Guidelines for chip and board layout ensure successful integration in large integrated circuits. Identification of victim and aggressor signals informs floorplanning and routing. Placement of SERDES macros near power and data bond pads, with low inductance paths to board supply decoupling capacitors, maintains good supply noise rejection. Shielding or twisted differential signal wires minimizes crosstalk to maintain healthy design margins. The review of these measures by experienced SERDES designers is a critical step.

III. CONCLUSION

First silicon success is paramount in large systems-onchips where digital design effort, power and area often dwarf that of the data transceivers. By focusing on simplicity, optimizing the serial interface design for the desired process and application, and reusing and porting the building blocks, cost and risk are minimized, and time-to-market is decreased. This approach is particularly effective for advanced or "boutique" processes where proven SERDES blocks are not available. The SERDES architecture described allows high performance, complex systems to be designed with robust and efficient data transceivers.

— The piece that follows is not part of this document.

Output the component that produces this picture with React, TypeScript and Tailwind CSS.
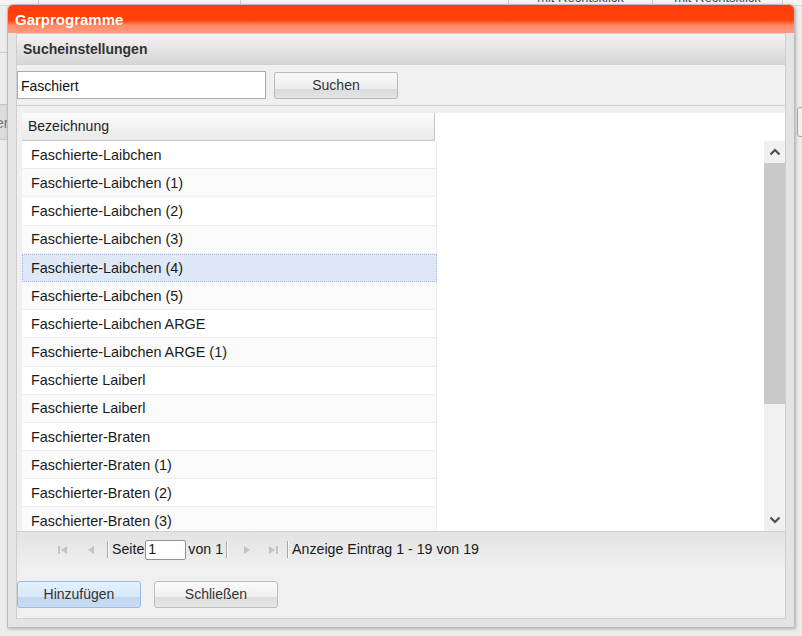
import React from "react";

const rows = [
  "Faschierte-Laibchen",
  "Faschierte-Laibchen (1)",
  "Faschierte-Laibchen (2)",
  "Faschierte-Laibchen (3)",
  "Faschierte-Laibchen (4)",
  "Faschierte-Laibchen (5)",
  "Faschierte-Laibchen ARGE",
  "Faschierte-Laibchen ARGE (1)",
  "Faschierte Laiberl",
  "Faschierte Laiberl",
  "Faschierter-Braten",
  "Faschierter-Braten (1)",
  "Faschierter-Braten (2)",
  "Faschierter-Braten (3)",
];

const font = { fontFamily: '"Liberation Sans", Arial, sans-serif' };

function Chevron({ down }: { down?: boolean }) {
  return (
    <svg width="12" height="8" viewBox="0 0 12 8" className={down ? "rotate-180" : ""}>
      <path d="M1.5 6.5 L6 2 L10.5 6.5" fill="none" stroke="#505050" strokeWidth="2.2" />
    </svg>
  );
}

function PagerIcon({ kind }: { kind: "first" | "prev" | "next" | "last" }) {
  const c = "#c4c4c4";
  return (
    <svg width="12" height="12" viewBox="0 0 12 12">
      {kind === "first" && (<><rect x="1" y="2" width="2" height="8" fill={c} /><path d="M10 2 L4 6 L10 10 Z" fill={c} /></>)}
      {kind === "prev" && <path d="M9 2 L3 6 L9 10 Z" fill={c} />}
      {kind === "next" && <path d="M3 2 L9 6 L3 10 Z" fill={c} />}
      {kind === "last" && (<><path d="M2 2 L8 6 L2 10 Z" fill={c} /><rect x="9" y="2" width="2" height="8" fill={c} /></>)}
    </svg>
  );
}

function Sep() {
  return <div className="w-px h-[17px] bg-[#a8a8a8] border-r border-white box-content" />;
}

export default function App() {
  return (
    <div className="relative w-[802px] h-[636px] overflow-hidden bg-[#ececec]" style={font}>
      {/* page behind the window */}
      <div className="absolute left-0 top-0 w-[802px] h-[6px] bg-[#f4f4f4] border-b border-[#d8d8d8] overflow-hidden">
        <div className="absolute left-[508px] top-[-12px] w-[145px] h-[20px] border-x border-[#d0d0d0] text-center text-[13px] text-[#444]">mit Rechtsklick</div>
        <div className="absolute left-[653px] top-[-12px] w-[130px] h-[20px] border-r border-[#d0d0d0] text-center text-[13px] text-[#444]">mit Rechtsklick</div>
        <div className="absolute left-[38px] top-0 w-px h-[6px] bg-[#d0d0d0]" />
        <div className="absolute left-[240px] top-0 w-px h-[6px] bg-[#d0d0d0]" />
      </div>
      <div className="absolute left-0 top-[52px] w-[7px] h-px bg-[#c8c8c8]" />
      <div className="absolute left-0 top-[104px] w-[7px] h-[36px] bg-[#dcdcdc] border-y border-[#c4c4c4] overflow-hidden">
        <span className="absolute left-[-4px] top-[8px] text-[14px] text-[#777]">er</span>
      </div>
      <div className="absolute left-[797px] top-[107px] w-[10px] h-[30px] rounded-[3px] border border-[#a8a8a8] bg-[#f0f0f0]" />

      {/* window */}
      <div className="absolute left-[7px] top-[4px] w-[788px] h-[624px] flex flex-col rounded-t-[6px] border border-[#bdbdbd] bg-[#e4e4e4] shadow-[1px_1px_3px_rgba(0,0,0,0.25)]">
        <div className="h-[28px] shrink-0 rounded-t-[5px] flex items-center pl-[7px] bg-[linear-gradient(to_bottom,#ff3e08_0%,#ff420c_55%,#ff8a68_72%,#ff9b80_100%)]">
          <span className="text-white font-bold text-[15px] leading-none">Garprogramme</span>
        </div>
        <div className="flex-1 px-[8px] pb-[8px]">
          <div className="h-[586px] flex flex-col border border-[#cfcfcf] bg-[#f0f0f0]">
            <div className="h-[31px] shrink-0 flex items-center pl-[6px] border-b border-[#d2d2d2] bg-[linear-gradient(to_bottom,#f3f3f3,#d6d6d6)]">
              <span className="font-bold text-[14px] text-[#333]">Sucheinstellungen</span>
            </div>
            <div className="h-[41px] shrink-0 flex items-start pt-[6px] border-b border-[#cfcfcf]">
              <div className="w-[249px] h-[28px] bg-white border border-[#a9a9b9] flex items-center pl-[3px] pt-[2px] text-[14px] text-[#111]">Faschiert</div>
              <div className="ml-[8px] mt-[1px] w-[124px] h-[27px] rounded-[2px] border border-[#b9b9b9] flex items-center justify-center text-[14px] text-[#333] bg-[linear-gradient(to_bottom,#f8f8f8_0%,#ececec_65%,#dcdcdc_66%,#e4e4e4_100%)]">Suchen</div>
            </div>

            {/* grid */}
            <div className="h-[425px] shrink-0 pl-[5px] pt-[7px] bg-[#f0f0f0]">
              <div className="h-full bg-white flex flex-col">
                <div className="h-[28px] shrink-0 flex">
                  <div className="w-[413px] h-full flex items-center pl-[6px] text-[14px] text-[#222] border-r border-b border-[#c5c5c5] bg-[linear-gradient(to_bottom,#fbfbfb,#e9e9e9)]">Bezeichnung</div>
                </div>
                <div className="flex-1 flex overflow-hidden">
                  <div className="w-[415px] flex flex-col overflow-hidden">
                    {rows.map((r, i) => (
                      <div
                        key={i}
                        className={
                          "h-[28.2px] shrink-0 flex items-center pt-[2px] text-[14.4px] text-[#1a1a1a] " +
                          (i === 4
                            ? "pl-[8px] bg-[#dfe8f6] border border-dotted border-[#a3bae9]"
                            : (i % 2 === 1 ? "pl-[9px] bg-[#fafafa] " : "pl-[9px] bg-white ") + "border-b border-r border-[#ededed]")
                        }
                      >
                        {r}
                      </div>
                    ))}
                  </div>
                  <div className="flex-1" />
                  <div className="w-[21px] flex flex-col bg-[#f0f0f0]">
                    <div className="h-[22px] flex items-center justify-center"><Chevron /></div>
                    <div className="h-[241px] bg-[#c9c9c9]" />
                    <div className="flex-1" />
                    <div className="h-[22px] flex items-center justify-center"><Chevron down /></div>
                  </div>
                </div>
              </div>
            </div>

            {/* pager */}
            <div className="h-[36px] shrink-0 flex items-center border-t border-[#cfcfcf] bg-[linear-gradient(to_bottom,#e3e3e3,#efefef)] text-[14.2px] text-[#1a1a1a]">
              <div className="ml-[40px]"><PagerIcon kind="first" /></div>
              <div className="ml-[16px]"><PagerIcon kind="prev" /></div>
              <div className="ml-[10px]"><Sep /></div>
              <span className="ml-[3px]">Seite</span>
              <div className="ml-[1px] w-[41px] h-[20px] bg-white border border-[#8f8f9f] rounded-[2px] flex items-center pl-[2px]">1</div>
              <span className="ml-[2px]">von 1</span>
              <div className="ml-[3px]"><Sep /></div>
              <div className="ml-[13px]"><PagerIcon kind="next" /></div>
              <div className="ml-[14px]"><PagerIcon kind="last" /></div>
              <div className="ml-[8px]"><Sep /></div>
              <span className="ml-[3px]">Anzeige Eintrag 1 - 19 von 19</span>
            </div>

            {/* footer */}
            <div className="flex-1 flex items-start pt-[14px] gap-[13px]">
              <div className="w-[124px] h-[27px] rounded-[3px] border border-[#9dbbe0] flex items-center justify-center text-[14px] text-[#333] bg-[linear-gradient(to_bottom,#e4f1fd_0%,#d6e8fa_60%,#c2d8f0_61%,#c8dcf2_100%)]">Hinzufügen</div>
              <div className="w-[124px] h-[27px] rounded-[3px] border border-[#bcbcbc] flex items-center justify-center text-[14px] text-[#333] bg-[linear-gradient(to_bottom,#fafafa_0%,#f0f0f0_60%,#dedede_61%,#e6e6e6_100%)]">Schließen</div>
            </div>
          </div>
        </div>
      </div>
    </div>
  );
}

The verification and integration methodology minimizes the risk of SERDES performance issues, and allows the focus to remain on digital processing and system design.

## Figure 3:



[1] Ellersick, W., et al, "A Serial-Link Transceiver Based on 8-GSample/s A/D and D/A Converters in 0.25-mm CMOS". International Solid-State Circuits Conference, Feb. 2001,p.58-59.

[2] Ellersick, W., "Real Portable Models for System/Verilog/A/AMS", Cadence CDN Live Conference, October 2010, Santa Clara, CA.